Dana was beaten by her father. The only place she could go was to her uncle’s. He sexually abused her. Her mother, who also beat her, knew what was going on but ignored it. She has a long scar along her breast where her father was going to cut it off because she walked home from school with a boy. A very intelligent woman, she has three well-adjusted children. Though she’s been unable to tell even her husband about the traumas, he accepted that she could only tolerate sex for impregnation.
Dana was the only one getting counseling though they all felt they’d needed help. She did feel however that her once-a-week sessions left her so upset that, had she been weaker, she would have been suicidal when locked alone in her cell afterwards.

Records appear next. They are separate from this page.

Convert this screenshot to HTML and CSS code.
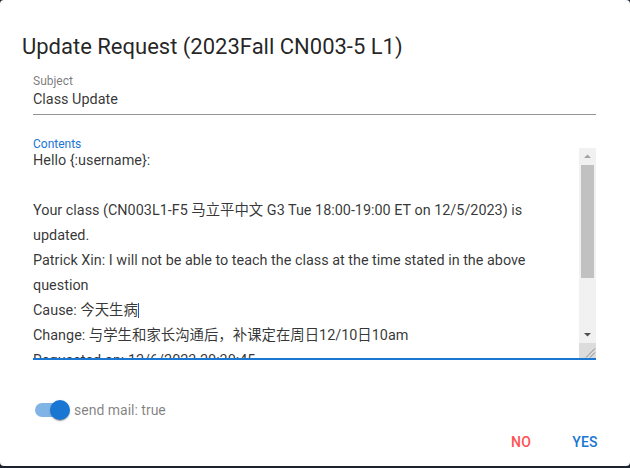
FILE: index.html
```html
<!DOCTYPE html>
<html lang="en">
<head>
<meta charset="utf-8">
<title>Update Request</title>
<link rel="stylesheet" href="styles.css">
</head>
<body>
<div class="dialog">
  <h2 class="title">Update Request (2023Fall CN003-5 L1)</h2>
  <div class="field">
    <div class="label">Subject</div>
    <div class="input">Class Update</div>
  </div>
  <div class="field field-focused">
    <div class="label label-focused">Contents</div>
    <div class="textarea">
      <div class="text">
        <div class="ln">Hello {:username}:</div>
        <div class="ln">&nbsp;</div>
        <div class="ln">Your class (CN003L1-F5 马立平中文 G3 Tue 18:00-19:00 ET on 12/5/2023) is updated.</div>
        <div class="ln">Patrick Xin: I will not be able to teach the class at the time stated in the above question</div>
        <div class="ln">Cause: 今天生病<span class="caret"></span></div>
        <div class="ln">Change: 与学生和家长沟通后，补课定在周日12/10日10am</div>
        <div class="ln">Requested on: 12/6/2023 20:30:45</div>
        <div class="ln">&nbsp;</div>
        <div class="ln">&nbsp;</div>
        <div class="ln">&nbsp;</div>
      </div>
      <div class="scrollbar">
        <div class="sb-btn">
          <svg width="17" height="17" viewBox="0 0 17 17"><path d="M5 10h7L8.5 6.5z" fill="#a3a3a3"/></svg>
        </div>
        <div class="sb-track"><div class="sb-thumb"></div></div>
        <div class="sb-btn">
          <svg width="17" height="17" viewBox="0 0 17 17"><path d="M5 7h7L8.5 10.5z" fill="#505050"/></svg>
        </div>
        <div class="sb-corner">
          <svg width="17" height="15" viewBox="0 0 17 15"><path d="M7 14.5L16 5.5M11 14.5L16 9.5" stroke="#8a8a8a" stroke-width="1"/></svg>
        </div>
      </div>
    </div>
  </div>
  <div class="switch-row">
    <span class="switch">
      <span class="track"></span>
      <span class="thumb"></span>
    </span>
    <span class="switch-label">send mail: true</span>
  </div>
  <div class="actions">
    <button class="btn btn-no">No</button>
    <button class="btn btn-yes">Yes</button>
  </div>
</div>
</body>
</html>
```
FILE: styles.css
```css
html, body {
  margin: 0;
  padding: 0;
}
body {
  background: #1e2330;
  width: 630px;
  height: 468px;
  overflow: hidden;
  font-family: Roboto, "Noto Sans CJK SC", sans-serif;
}
.dialog {
  background: #fff;
  width: 630px;
  height: 466px;
  border-radius: 4px;
  box-sizing: border-box;
  display: flex;
  flex-direction: column;
  padding-top: 31px;
}
.title {
  margin: 0 0 0 22px;
  font-size: 22px;
  font-weight: 400;
  line-height: 32px;
  color: rgba(0, 0, 0, 0.87);
}
.field {
  margin: 10px 34px 0 33px;
  display: flex;
  flex-direction: column;
}
.label {
  font-size: 12px;
  line-height: 16px;
  color: rgba(0, 0, 0, 0.54);
}
.input {
  margin-top: 1px;
  font-size: 14.4px;
  line-height: 20px;
  padding-bottom: 4px;
  color: rgba(0, 0, 0, 0.8);
  border-bottom: 1px solid rgba(0, 0, 0, 0.42);
}
.field-focused {
  margin-top: 23px;
}
.label-focused {
  color: #1976d2;
  line-height: 12px;
  margin-bottom: -2px;
}
.textarea {
  height: 210px;
  display: flex;
  border-bottom: 2px solid #1976d2;
}
.text {
  flex: 1;
  overflow: hidden;
  padding-right: 4px;
  font-size: 14.4px;
  line-height: 25px;
  color: rgba(0, 0, 0, 0.8);
}
.scrollbar {
  width: 17px;
  display: flex;
  flex-direction: column;
  background: #f1f1f1;
}
.sb-btn {
  height: 17px;
}
.sb-btn svg,
.sb-corner svg {
  display: block;
}
.sb-track {
  height: 161px;
  padding: 0 2px;
}
.sb-thumb {
  height: 113px;
  background: #c1c1c1;
}
.sb-corner {
  height: 15px;
  background: #dcdcdc;
}
.caret {
  display: inline-block;
  width: 0;
  height: 15px;
  border-right: 1px solid #2457b0;
  vertical-align: -3px;
}
.switch-row {
  margin: 36px 0 0 35px;
  height: 28px;
  display: flex;
  align-items: center;
}
.switch {
  position: relative;
  width: 35px;
  height: 20px;
  display: flex;
  align-items: center;
}
.track {
  width: 34px;
  height: 14px;
  border-radius: 7px;
  background: #1976d2;
  opacity: 0.55;
}
.thumb {
  position: absolute;
  left: 15px;
  top: 0;
  width: 20px;
  height: 20px;
  border-radius: 50%;
  background: #1976d2;
  box-shadow: 0 2px 1px -1px rgba(0,0,0,0.2), 0 1px 1px 0 rgba(0,0,0,0.14), 0 1px 3px 0 rgba(0,0,0,0.12);
}
.switch-label {
  margin-left: 4px;
  font-size: 14px;
  color: rgba(0, 0, 0, 0.5);
}
.actions {
  display: flex;
  justify-content: flex-end;
  padding-right: 13px;
}
.btn {
  min-width: 64px;
  height: 36px;
  padding: 6px 8px;
  border: 0;
  background: transparent;
  font-family: Roboto, sans-serif;
  font-size: 14px;
  font-weight: 500;
  letter-spacing: 0.2px;
  text-transform: uppercase;
}
.btn-no {
  color: #ff5252;
}
.btn-yes {
  color: #1976d2;
}
```
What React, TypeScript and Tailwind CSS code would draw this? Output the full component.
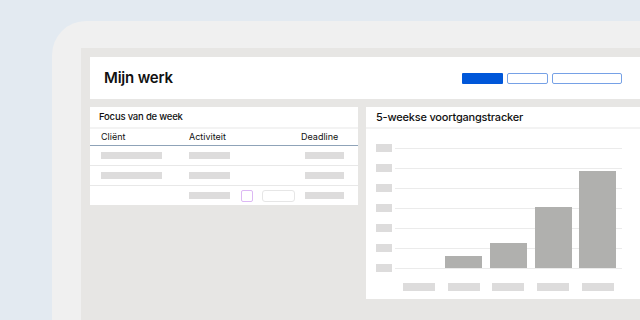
import React from "react";

const Sk = ({ w }: { w: string }) => <div className={`${w} h-[7px] bg-[#dddcdc]`} />;

export default function App() {
  const font = { fontFamily: "Inter, 'Liberation Sans', sans-serif" };
  const bars = [0, 12, 25, 61, 97];
  return (
    <div style={font} className="w-[640px] h-[320px] overflow-hidden bg-[#e3eaf1] pl-[52px] pt-[21px]">
      <div className="h-full bg-[#f0f0f0] rounded-tl-[34px] pl-[29px] pt-[27px]">
        <div className="h-full bg-[#e7e6e4] pl-[9px] pt-[9px] flex flex-col">
          {/* Header */}
          <div className="h-[42px] bg-white flex items-center pl-[14px] pr-[18px]">
            <div className="text-[15px] font-semibold text-[#111] tracking-[-0.2px]">Mijn werk</div>
            <div className="ml-auto flex gap-[4px] items-center">
              <div className="w-[41px] h-[11px] bg-[#0057d9] rounded-[1px]" />
              <div className="w-[41px] h-[11px] border border-[#76a1e6] rounded-[2px]" />
              <div className="w-[70px] h-[11px] border border-[#76a1e6] rounded-[2px]" />
            </div>
          </div>
          {/* Panels */}
          <div className="mt-[8px] flex gap-[8px] items-start">
            {/* Left panel */}
            <div className="w-[268px] bg-white flex flex-col text-[#111]">
              <div className="h-[20px] flex items-center pl-[9px] text-[9.5px] font-medium tracking-[-0.2px]">Focus van de week</div>
              <div className="h-[2px] bg-[#f3f3f3]" />
              <div className="h-[16px] flex items-center pl-[11px] text-[9px] border-b border-[#8fa3b8] box-content">
                <div className="w-[88px]">Cliënt</div>
                <div className="w-[112px]">Activiteit</div>
                <div>Deadline</div>
              </div>
              <div className="h-[19px] flex items-center pl-[11px] border-b border-[#e8e8e8] box-content">
                <div className="w-[88px]"><Sk w="w-[61px]" /></div>
                <div className="w-[112px]"><Sk w="w-[41px]" /></div>
                <div className="pl-[4px]"><Sk w="w-[39px]" /></div>
              </div>
              <div className="h-[19px] flex items-center pl-[11px] border-b border-[#e8e8e8] box-content">
                <div className="w-[88px]"><Sk w="w-[61px]" /></div>
                <div className="w-[112px]"><Sk w="w-[41px]" /></div>
                <div className="pl-[4px]"><Sk w="w-[39px]" /></div>
              </div>
              <div className="h-[19px] flex items-center pl-[11px]">
                <div className="w-[88px]" />
                <div className="w-[112px] flex items-center">
                  <Sk w="w-[41px]" />
                  <div className="ml-[11px] w-[12px] h-[12px] border border-[#dcb8f4] rounded-[2px]" />
                  <div className="ml-[9px] w-[33px] h-[12px] border border-[#e6e6e6] rounded-[3px]" />
                </div>
                <div className="pl-[4px]"><Sk w="w-[39px]" /></div>
              </div>
            </div>
            {/* Right panel */}
            <div className="flex-1 bg-white flex flex-col">
              <div className="h-[20px] flex items-center pl-[10px] text-[11px] font-medium text-[#111] tracking-[-0.2px]">5-weekse voortgangstracker</div>
              <div className="h-[2px] bg-[#f3f3f3]" />
              <div className="relative pl-[10px] pr-[18px] pt-[9px] pb-[8px]">
                {[0, 1, 2, 3, 4, 5, 6].map((i) => (
                  <div key={i} className="h-[20px] flex items-center">
                    <div className="w-[16px] h-[8px] bg-[#dddcdc]" />
                    <div className="ml-[3px] flex-1 h-px bg-[#ebebeb] self-start mt-[10px]" />
                  </div>
                ))}
                <div className="ml-[21px] w-[223px] grid grid-cols-5 justify-items-center mt-[5px]">
                  {[0, 1, 2, 3, 4].map((i) => (
                    <div key={i} className="w-[32px] h-[8px] bg-[#dddcdc]" />
                  ))}
                </div>
                <div className="absolute left-[31px] top-[29px] w-[223px] h-[110px] grid grid-cols-5 justify-items-center items-end">
                  {bars.map((h, i) => (
                    <div key={i} className="w-[37px] bg-[#b0b0ae]" style={{ height: h }} />
                  ))}
                </div>
              </div>
            </div>
          </div>
        </div>
      </div>
    </div>
  );
}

There were physical scars, but the internal damage was by far worse. All carried huge guilt. The abusive adults had laid heavy ‘trips’ on them. The ‘Did I ask for it?’ syndrome is much harder to shed than one would imagine. It was obviously difficult to talk in a group but that was a step in coming to terms with the nightmares they had lived through, were still haunted by.
The horror of it is that these are not rare stories. I guessed that three-quarters of the women ‘inside’ had been abused as children. I’ve read a variety of estimates, but how can anyone really know? Of we six, five had been abused and only two were ‘on the records’. Tracey had been given counseling only in her teens. Tina had analysis but no real help. She reckons she has become quite schizophrenic. The sister she wanted to help moves further away, separated by more than bars.
I’ve changed their names, of course. Such problems can’t be publicly aired by any but the victims. After five years ‘inside’ I’m convinced that most of the women are victims in need of professional help, not incarceration. If they’ve offended society sufficiently to deserve a custodial sentence, it is in the public’s interest to allocate the funds to research and treat the problems. It is not the prisons that have failed these women. It is the system.